**Task instructions**
All lines below must be repeated exactly, with the pictures omitted.

# # #

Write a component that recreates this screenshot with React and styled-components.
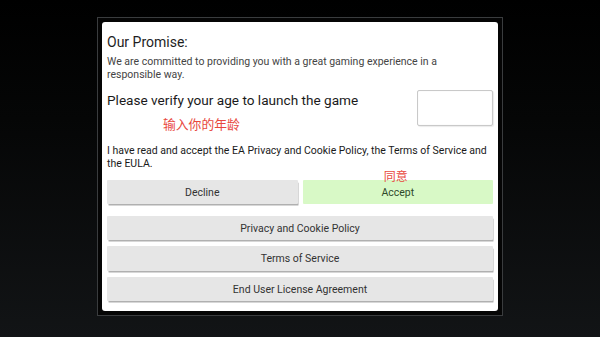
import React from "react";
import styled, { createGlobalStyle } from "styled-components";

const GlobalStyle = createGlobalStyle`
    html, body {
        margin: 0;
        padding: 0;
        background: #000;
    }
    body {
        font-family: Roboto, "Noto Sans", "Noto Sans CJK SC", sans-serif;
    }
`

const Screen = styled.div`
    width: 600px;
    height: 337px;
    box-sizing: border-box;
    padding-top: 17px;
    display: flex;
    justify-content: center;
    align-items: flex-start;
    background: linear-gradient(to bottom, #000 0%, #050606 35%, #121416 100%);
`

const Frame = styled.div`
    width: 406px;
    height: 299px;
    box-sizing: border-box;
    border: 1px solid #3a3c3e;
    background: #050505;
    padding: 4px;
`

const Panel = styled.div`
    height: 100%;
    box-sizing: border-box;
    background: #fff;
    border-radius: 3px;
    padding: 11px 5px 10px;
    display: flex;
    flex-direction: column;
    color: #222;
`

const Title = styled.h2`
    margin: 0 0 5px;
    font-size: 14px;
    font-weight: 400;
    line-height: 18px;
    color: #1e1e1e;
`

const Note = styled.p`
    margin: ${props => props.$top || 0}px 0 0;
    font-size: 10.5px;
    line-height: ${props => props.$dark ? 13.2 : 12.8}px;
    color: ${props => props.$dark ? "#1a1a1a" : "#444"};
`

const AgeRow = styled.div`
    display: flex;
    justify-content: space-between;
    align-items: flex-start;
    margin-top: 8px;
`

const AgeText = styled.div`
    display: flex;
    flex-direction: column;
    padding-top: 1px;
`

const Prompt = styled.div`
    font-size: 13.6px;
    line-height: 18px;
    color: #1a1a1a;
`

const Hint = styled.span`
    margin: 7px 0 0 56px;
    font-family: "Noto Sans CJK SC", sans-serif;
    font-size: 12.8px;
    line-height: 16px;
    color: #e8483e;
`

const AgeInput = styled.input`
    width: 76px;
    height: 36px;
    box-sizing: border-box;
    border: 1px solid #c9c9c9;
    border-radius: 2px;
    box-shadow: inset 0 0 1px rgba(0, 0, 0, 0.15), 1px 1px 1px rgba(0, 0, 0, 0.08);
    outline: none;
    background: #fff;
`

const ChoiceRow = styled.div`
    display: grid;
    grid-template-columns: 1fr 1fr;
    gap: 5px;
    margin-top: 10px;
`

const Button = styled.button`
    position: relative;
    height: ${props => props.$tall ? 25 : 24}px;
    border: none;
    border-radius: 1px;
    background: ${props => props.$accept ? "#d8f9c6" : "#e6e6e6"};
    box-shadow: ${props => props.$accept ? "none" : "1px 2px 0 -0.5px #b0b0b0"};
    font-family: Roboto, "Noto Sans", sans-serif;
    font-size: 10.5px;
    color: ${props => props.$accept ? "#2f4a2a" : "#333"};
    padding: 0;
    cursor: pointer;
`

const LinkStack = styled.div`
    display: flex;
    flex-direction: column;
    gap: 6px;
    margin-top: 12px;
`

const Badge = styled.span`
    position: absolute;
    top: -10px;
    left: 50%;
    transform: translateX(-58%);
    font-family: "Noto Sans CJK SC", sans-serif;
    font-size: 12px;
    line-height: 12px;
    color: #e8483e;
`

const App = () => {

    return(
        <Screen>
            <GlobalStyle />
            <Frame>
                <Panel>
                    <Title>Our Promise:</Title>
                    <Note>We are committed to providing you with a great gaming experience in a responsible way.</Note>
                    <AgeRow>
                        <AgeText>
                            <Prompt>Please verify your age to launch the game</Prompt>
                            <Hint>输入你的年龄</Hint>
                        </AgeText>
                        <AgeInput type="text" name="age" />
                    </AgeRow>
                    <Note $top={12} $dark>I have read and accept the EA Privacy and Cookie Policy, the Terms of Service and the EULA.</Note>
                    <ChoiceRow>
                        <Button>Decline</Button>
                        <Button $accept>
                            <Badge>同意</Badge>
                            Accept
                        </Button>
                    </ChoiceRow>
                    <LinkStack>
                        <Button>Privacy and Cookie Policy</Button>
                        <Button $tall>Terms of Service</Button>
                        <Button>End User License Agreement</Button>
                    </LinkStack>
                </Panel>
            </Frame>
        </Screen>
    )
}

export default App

# # #

**Full answer**
Write a component that recreates this screenshot with React and styled-components.
import React from "react";
import styled, { createGlobalStyle } from "styled-components";

const GlobalStyle = createGlobalStyle`
    html, body {
        margin: 0;
        padding: 0;
        background: #000;
    }
    body {
        font-family: Roboto, "Noto Sans", "Noto Sans CJK SC", sans-serif;
    }
`

const Screen = styled.div`
    width: 600px;
    height: 337px;
    box-sizing: border-box;
    padding-top: 17px;
    display: flex;
    justify-content: center;
    align-items: flex-start;
    background: linear-gradient(to bottom, #000 0%, #050606 35%, #121416 100%);
`

const Frame = styled.div`
    width: 406px;
    height: 299px;
    box-sizing: border-box;
    border: 1px solid #3a3c3e;
    background: #050505;
    padding: 4px;
`

const Panel = styled.div`
    height: 100%;
    box-sizing: border-box;
    background: #fff;
    border-radius: 3px;
    padding: 11px 5px 10px;
    display: flex;
    flex-direction: column;
    color: #222;
`

const Title = styled.h2`
    margin: 0 0 5px;
    font-size: 14px;
    font-weight: 400;
    line-height: 18px;
    color: #1e1e1e;
`

const Note = styled.p`
    margin: ${props => props.$top || 0}px 0 0;
    font-size: 10.5px;
    line-height: ${props => props.$dark ? 13.2 : 12.8}px;
    color: ${props => props.$dark ? "#1a1a1a" : "#444"};
`

const AgeRow = styled.div`
    display: flex;
    justify-content: space-between;
    align-items: flex-start;
    margin-top: 8px;
`

const AgeText = styled.div`
    display: flex;
    flex-direction: column;
    padding-top: 1px;
`

const Prompt = styled.div`
    font-size: 13.6px;
    line-height: 18px;
    color: #1a1a1a;
`

const Hint = styled.span`
    margin: 7px 0 0 56px;
    font-family: "Noto Sans CJK SC", sans-serif;
    font-size: 12.8px;
    line-height: 16px;
    color: #e8483e;
`

const AgeInput = styled.input`
    width: 76px;
    height: 36px;
    box-sizing: border-box;
    border: 1px solid #c9c9c9;
    border-radius: 2px;
    box-shadow: inset 0 0 1px rgba(0, 0, 0, 0.15), 1px 1px 1px rgba(0, 0, 0, 0.08);
    outline: none;
    background: #fff;
`

const ChoiceRow = styled.div`
    display: grid;
    grid-template-columns: 1fr 1fr;
    gap: 5px;
    margin-top: 10px;
`

const Button = styled.button`
    position: relative;
    height: ${props => props.$tall ? 25 : 24}px;
    border: none;
    border-radius: 1px;
    background: ${props => props.$accept ? "#d8f9c6" : "#e6e6e6"};
    box-shadow: ${props => props.$accept ? "none" : "1px 2px 0 -0.5px #b0b0b0"};
    font-family: Roboto, "Noto Sans", sans-serif;
    font-size: 10.5px;
    color: ${props => props.$accept ? "#2f4a2a" : "#333"};
    padding: 0;
    cursor: pointer;
`

const LinkStack = styled.div`
    display: flex;
    flex-direction: column;
    gap: 6px;
    margin-top: 12px;
`

const Badge = styled.span`
    position: absolute;
    top: -10px;
    left: 50%;
    transform: translateX(-58%);
    font-family: "Noto Sans CJK SC", sans-serif;
    font-size: 12px;
    line-height: 12px;
    color: #e8483e;
`

const App = () => {

    return(
        <Screen>
            <GlobalStyle />
            <Frame>
                <Panel>
                    <Title>Our Promise:</Title>
                    <Note>We are committed to providing you with a great gaming experience in a responsible way.</Note>
                    <AgeRow>
                        <AgeText>
                            <Prompt>Please verify your age to launch the game</Prompt>
                            <Hint>输入你的年龄</Hint>
                        </AgeText>
                        <AgeInput type="text" name="age" />
                    </AgeRow>
                    <Note $top={12} $dark>I have read and accept the EA Privacy and Cookie Policy, the Terms of Service and the EULA.</Note>
                    <ChoiceRow>
                        <Button>Decline</Button>
                        <Button $accept>
                            <Badge>同意</Badge>
                            Accept
                        </Button>
                    </ChoiceRow>
                    <LinkStack>
                        <Button>Privacy and Cookie Policy</Button>
                        <Button $tall>Terms of Service</Button>
                        <Button>End User License Agreement</Button>
                    </LinkStack>
                </Panel>
            </Frame>
        </Screen>
    )
}

export default App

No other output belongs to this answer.